EXERCISE » Retype nothing but the lines from the start of the material up to and including the line with "['WAN口设置', 'LAN口设置', 'MAC地址设置', 'DHCP服务器', 'IP与MAC绑定'];". Pictures don't belong in the copy.

=== DATASET EXTRACT ===

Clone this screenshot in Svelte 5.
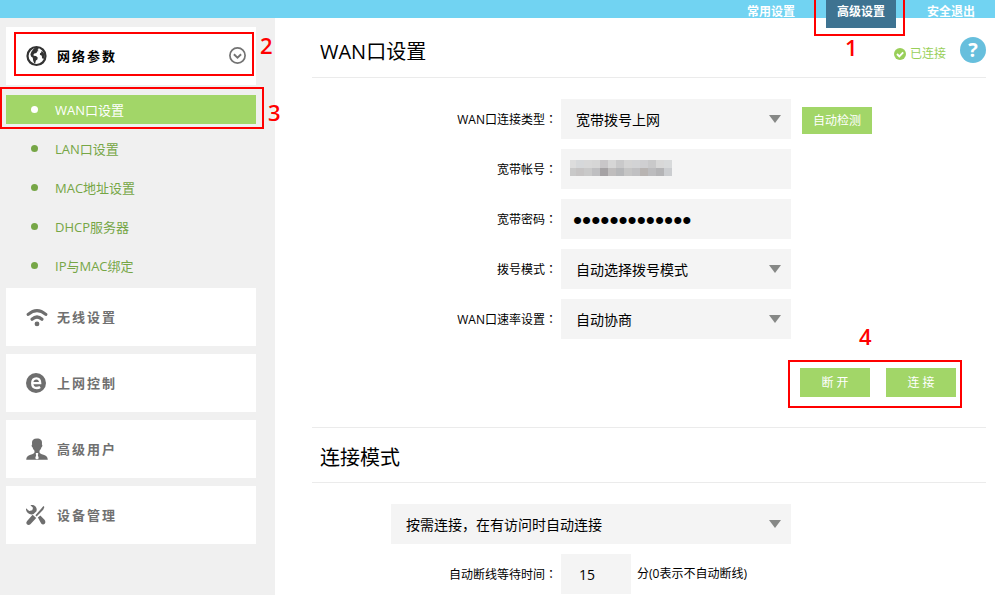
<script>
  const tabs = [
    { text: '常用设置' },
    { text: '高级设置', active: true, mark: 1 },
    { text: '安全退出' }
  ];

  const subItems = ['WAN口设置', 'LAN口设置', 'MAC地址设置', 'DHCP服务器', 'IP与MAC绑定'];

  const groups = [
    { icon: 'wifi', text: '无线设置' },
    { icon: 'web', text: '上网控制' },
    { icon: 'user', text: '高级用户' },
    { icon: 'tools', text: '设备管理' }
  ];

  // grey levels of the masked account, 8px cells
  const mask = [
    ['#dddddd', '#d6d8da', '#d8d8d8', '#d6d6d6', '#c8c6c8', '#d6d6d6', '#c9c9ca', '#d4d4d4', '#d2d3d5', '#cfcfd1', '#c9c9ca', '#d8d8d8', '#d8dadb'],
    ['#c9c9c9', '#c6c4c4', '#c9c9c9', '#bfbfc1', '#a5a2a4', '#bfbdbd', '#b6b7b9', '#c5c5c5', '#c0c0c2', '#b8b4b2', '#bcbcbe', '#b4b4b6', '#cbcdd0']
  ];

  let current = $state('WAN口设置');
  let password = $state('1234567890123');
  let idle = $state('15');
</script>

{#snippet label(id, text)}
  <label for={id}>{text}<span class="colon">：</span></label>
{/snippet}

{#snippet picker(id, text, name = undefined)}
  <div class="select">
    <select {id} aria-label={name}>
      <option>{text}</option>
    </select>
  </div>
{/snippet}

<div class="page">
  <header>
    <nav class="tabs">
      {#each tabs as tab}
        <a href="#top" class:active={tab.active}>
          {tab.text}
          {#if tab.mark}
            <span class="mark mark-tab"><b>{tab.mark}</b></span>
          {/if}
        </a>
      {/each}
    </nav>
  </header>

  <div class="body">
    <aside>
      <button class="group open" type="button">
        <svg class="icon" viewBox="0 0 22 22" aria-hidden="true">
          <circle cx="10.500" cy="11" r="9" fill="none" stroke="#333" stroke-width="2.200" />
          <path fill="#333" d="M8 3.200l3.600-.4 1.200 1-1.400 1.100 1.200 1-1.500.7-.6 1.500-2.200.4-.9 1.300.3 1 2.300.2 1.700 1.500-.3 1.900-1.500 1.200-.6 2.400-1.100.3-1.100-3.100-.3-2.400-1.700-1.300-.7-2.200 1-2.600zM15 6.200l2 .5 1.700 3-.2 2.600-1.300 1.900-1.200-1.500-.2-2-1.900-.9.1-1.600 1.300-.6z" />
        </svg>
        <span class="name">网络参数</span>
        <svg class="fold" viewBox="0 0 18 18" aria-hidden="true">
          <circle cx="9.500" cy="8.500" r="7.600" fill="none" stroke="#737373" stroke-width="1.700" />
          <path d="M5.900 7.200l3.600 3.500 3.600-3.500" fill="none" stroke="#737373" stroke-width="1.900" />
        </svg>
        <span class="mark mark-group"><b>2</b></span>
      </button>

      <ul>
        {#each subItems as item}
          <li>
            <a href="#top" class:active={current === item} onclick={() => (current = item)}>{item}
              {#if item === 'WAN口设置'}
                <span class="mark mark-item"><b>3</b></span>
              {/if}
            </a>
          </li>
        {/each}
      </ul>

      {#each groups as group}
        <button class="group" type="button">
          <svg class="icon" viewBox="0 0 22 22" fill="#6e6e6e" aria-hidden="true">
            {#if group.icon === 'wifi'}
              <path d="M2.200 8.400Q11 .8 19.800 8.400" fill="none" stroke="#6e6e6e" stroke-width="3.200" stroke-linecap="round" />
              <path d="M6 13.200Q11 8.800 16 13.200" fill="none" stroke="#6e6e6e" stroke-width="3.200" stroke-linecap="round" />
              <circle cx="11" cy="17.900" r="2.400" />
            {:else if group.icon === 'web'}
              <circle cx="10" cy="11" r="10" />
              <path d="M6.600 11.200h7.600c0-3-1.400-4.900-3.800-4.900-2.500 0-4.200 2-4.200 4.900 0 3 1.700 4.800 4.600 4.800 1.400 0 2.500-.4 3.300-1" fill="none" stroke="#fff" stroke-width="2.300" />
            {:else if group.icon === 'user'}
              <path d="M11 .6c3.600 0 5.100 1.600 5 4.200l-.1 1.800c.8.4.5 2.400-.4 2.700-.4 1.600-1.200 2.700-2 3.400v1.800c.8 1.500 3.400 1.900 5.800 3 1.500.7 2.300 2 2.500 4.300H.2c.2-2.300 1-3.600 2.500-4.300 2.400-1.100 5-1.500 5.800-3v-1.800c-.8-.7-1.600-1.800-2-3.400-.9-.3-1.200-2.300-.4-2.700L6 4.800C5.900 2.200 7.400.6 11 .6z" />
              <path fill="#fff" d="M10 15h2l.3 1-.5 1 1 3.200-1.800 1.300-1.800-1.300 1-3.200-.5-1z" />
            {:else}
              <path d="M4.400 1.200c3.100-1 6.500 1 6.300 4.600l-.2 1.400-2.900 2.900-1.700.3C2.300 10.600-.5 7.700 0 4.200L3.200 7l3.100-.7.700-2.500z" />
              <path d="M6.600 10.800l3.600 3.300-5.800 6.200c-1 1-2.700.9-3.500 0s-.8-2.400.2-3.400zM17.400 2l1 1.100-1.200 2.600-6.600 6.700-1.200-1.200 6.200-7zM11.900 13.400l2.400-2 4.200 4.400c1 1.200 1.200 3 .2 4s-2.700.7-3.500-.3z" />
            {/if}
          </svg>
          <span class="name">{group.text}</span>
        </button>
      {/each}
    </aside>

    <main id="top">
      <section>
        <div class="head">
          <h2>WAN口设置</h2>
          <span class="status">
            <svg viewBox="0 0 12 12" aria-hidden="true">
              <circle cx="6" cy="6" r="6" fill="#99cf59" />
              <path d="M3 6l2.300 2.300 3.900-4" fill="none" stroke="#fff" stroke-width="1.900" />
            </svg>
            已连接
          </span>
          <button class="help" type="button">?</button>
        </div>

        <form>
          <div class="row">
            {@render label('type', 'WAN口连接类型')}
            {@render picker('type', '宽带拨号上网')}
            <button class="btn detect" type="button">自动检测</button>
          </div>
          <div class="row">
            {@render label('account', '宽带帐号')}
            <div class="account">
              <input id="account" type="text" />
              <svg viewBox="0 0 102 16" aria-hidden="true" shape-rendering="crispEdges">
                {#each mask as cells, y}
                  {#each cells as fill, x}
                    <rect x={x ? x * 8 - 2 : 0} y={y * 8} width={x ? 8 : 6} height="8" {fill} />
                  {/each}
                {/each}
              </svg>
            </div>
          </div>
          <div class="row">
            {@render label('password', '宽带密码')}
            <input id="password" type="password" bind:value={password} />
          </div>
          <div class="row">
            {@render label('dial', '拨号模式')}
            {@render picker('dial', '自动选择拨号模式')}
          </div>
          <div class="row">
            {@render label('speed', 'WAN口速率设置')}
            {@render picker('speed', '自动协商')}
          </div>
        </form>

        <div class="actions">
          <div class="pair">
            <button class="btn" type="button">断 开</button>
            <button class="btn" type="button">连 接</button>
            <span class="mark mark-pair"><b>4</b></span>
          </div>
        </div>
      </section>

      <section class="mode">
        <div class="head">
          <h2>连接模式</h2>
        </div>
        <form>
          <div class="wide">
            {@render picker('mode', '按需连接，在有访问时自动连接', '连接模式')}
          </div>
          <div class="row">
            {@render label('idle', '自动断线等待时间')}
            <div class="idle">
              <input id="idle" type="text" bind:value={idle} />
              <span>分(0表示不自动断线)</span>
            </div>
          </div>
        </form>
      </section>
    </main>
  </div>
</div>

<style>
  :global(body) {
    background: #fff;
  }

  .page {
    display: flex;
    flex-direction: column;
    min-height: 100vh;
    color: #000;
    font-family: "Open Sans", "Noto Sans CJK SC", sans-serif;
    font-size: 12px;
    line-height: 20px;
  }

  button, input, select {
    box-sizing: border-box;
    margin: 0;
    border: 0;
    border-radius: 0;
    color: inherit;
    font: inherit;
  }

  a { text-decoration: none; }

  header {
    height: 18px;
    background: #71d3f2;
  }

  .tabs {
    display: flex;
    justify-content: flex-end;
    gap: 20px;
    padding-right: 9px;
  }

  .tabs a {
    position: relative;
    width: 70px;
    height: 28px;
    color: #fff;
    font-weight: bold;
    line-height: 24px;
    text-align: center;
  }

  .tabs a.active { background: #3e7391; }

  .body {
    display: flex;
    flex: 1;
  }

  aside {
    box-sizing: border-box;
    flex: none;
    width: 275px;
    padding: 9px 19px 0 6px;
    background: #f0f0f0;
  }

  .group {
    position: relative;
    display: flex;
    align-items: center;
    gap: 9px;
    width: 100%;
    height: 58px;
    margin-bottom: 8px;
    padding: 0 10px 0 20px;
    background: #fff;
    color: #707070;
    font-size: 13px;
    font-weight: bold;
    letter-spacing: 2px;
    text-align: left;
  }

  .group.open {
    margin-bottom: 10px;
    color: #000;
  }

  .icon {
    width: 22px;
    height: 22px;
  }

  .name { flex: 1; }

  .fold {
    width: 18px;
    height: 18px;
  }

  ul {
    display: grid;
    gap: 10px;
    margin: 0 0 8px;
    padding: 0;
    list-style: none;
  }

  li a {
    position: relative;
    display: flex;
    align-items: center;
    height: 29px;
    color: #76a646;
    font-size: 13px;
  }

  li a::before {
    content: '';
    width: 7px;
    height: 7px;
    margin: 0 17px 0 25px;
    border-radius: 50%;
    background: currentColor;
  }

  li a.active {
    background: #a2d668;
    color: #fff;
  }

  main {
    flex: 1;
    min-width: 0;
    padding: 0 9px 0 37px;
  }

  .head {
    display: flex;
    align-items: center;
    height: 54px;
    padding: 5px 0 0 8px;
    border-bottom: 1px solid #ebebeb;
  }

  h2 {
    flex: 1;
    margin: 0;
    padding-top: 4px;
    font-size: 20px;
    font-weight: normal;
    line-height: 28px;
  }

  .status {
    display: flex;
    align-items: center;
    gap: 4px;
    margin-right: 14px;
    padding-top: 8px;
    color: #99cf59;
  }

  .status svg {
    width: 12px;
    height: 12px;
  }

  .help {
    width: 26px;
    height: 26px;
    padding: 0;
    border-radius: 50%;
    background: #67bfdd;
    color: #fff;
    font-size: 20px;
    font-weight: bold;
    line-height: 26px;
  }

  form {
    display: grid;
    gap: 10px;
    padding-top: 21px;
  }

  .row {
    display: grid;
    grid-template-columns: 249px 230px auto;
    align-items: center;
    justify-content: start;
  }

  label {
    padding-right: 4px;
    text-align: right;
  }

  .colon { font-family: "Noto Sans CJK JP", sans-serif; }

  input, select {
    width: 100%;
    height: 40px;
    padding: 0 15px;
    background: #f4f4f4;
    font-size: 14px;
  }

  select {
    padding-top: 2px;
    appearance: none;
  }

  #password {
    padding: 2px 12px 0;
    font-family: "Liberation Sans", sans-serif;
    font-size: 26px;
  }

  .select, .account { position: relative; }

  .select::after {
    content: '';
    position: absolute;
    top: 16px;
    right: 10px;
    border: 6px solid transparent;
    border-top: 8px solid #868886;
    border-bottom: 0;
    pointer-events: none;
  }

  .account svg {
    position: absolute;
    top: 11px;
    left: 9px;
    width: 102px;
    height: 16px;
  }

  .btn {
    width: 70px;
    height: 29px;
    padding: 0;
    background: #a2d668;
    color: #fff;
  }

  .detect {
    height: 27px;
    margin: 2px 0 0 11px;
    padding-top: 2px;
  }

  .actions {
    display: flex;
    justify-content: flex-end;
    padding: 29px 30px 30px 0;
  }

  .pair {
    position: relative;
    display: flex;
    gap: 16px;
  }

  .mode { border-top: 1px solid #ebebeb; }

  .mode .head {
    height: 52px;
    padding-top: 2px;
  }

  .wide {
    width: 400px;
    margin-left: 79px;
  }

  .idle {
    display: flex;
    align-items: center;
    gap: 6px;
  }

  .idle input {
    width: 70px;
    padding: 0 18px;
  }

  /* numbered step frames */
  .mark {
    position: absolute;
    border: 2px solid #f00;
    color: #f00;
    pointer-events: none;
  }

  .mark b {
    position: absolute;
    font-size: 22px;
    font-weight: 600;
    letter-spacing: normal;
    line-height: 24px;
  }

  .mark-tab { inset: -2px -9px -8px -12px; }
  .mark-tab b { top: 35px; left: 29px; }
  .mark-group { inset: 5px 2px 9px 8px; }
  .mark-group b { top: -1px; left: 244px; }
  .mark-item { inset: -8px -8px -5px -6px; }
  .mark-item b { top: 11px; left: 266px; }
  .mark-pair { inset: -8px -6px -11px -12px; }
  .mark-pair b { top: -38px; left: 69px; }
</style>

===

RESULT BELOW »
Clone this screenshot in Svelte 5.
<script>
  const tabs = [
    { text: '常用设置' },
    { text: '高级设置', active: true, mark: 1 },
    { text: '安全退出' }
  ];

  const subItems = ['WAN口设置', 'LAN口设置', 'MAC地址设置', 'DHCP服务器', 'IP与MAC绑定'];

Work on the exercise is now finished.